▸ EXERCISE BRIEF:
Each line that holds the word "components" should be returned.

######

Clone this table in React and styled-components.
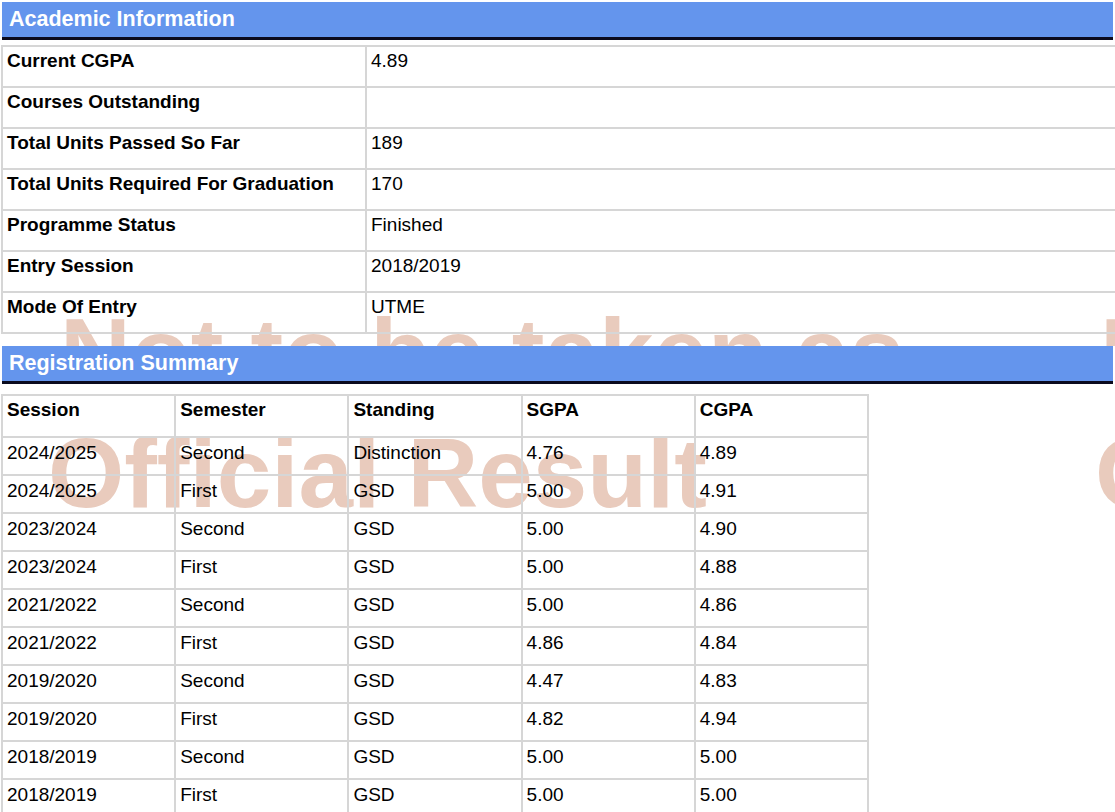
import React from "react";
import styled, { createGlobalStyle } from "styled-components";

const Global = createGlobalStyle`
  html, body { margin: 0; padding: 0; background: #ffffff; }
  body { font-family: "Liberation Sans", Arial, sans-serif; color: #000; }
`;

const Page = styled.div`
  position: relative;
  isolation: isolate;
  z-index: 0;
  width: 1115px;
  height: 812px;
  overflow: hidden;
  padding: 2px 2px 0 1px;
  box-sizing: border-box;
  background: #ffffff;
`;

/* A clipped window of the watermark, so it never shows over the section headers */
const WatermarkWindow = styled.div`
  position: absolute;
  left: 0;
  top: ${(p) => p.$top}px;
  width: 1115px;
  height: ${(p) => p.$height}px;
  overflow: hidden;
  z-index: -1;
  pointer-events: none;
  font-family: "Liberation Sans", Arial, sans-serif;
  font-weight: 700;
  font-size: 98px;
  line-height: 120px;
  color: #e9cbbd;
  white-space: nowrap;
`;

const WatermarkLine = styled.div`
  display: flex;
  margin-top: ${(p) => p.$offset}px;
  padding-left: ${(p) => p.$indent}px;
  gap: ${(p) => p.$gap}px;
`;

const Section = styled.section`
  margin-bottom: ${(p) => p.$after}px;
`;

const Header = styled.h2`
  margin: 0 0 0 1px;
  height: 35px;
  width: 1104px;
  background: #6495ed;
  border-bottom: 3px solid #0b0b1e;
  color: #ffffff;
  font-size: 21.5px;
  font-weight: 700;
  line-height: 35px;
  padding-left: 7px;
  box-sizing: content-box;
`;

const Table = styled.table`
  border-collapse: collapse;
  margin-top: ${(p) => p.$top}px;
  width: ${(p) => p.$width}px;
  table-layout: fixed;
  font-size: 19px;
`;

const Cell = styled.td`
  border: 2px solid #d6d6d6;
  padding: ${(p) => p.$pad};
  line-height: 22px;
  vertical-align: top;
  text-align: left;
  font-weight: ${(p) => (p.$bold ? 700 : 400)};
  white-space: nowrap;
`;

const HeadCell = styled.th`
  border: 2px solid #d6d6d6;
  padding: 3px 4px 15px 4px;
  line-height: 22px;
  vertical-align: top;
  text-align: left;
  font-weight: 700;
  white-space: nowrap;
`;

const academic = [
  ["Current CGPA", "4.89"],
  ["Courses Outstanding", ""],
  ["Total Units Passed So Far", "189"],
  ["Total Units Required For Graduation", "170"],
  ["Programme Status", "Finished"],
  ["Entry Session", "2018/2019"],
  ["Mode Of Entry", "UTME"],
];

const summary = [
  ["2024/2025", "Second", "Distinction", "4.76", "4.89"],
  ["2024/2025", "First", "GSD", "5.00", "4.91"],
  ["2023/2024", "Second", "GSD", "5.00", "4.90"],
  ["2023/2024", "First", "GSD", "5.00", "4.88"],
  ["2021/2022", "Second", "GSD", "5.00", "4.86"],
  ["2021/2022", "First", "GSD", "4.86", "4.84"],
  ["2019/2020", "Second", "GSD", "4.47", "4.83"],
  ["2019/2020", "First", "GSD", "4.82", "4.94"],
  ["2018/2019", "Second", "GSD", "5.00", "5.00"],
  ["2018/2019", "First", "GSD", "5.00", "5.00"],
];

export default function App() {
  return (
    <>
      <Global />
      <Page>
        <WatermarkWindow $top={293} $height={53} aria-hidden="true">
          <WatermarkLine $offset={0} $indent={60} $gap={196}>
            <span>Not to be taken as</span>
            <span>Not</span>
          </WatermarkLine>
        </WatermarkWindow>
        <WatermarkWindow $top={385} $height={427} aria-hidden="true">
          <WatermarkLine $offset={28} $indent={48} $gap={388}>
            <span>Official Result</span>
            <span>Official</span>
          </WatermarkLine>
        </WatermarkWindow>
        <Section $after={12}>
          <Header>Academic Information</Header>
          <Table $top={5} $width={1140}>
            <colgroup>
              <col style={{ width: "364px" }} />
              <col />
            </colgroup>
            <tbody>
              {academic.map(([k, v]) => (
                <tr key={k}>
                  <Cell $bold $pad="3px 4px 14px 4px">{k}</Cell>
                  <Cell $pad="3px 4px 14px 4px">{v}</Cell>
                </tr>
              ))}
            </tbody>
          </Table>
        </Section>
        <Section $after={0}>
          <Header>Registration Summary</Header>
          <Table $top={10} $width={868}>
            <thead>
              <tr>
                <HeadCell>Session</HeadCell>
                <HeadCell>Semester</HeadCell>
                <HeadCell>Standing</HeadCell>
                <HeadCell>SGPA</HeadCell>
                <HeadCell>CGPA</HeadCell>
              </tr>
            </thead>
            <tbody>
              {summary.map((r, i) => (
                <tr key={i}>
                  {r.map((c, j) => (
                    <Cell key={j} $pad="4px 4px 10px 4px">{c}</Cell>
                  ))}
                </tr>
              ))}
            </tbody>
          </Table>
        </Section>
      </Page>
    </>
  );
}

######

▸ FULL SOLUTION:
Clone this table in React and styled-components.
import styled, { createGlobalStyle } from "styled-components";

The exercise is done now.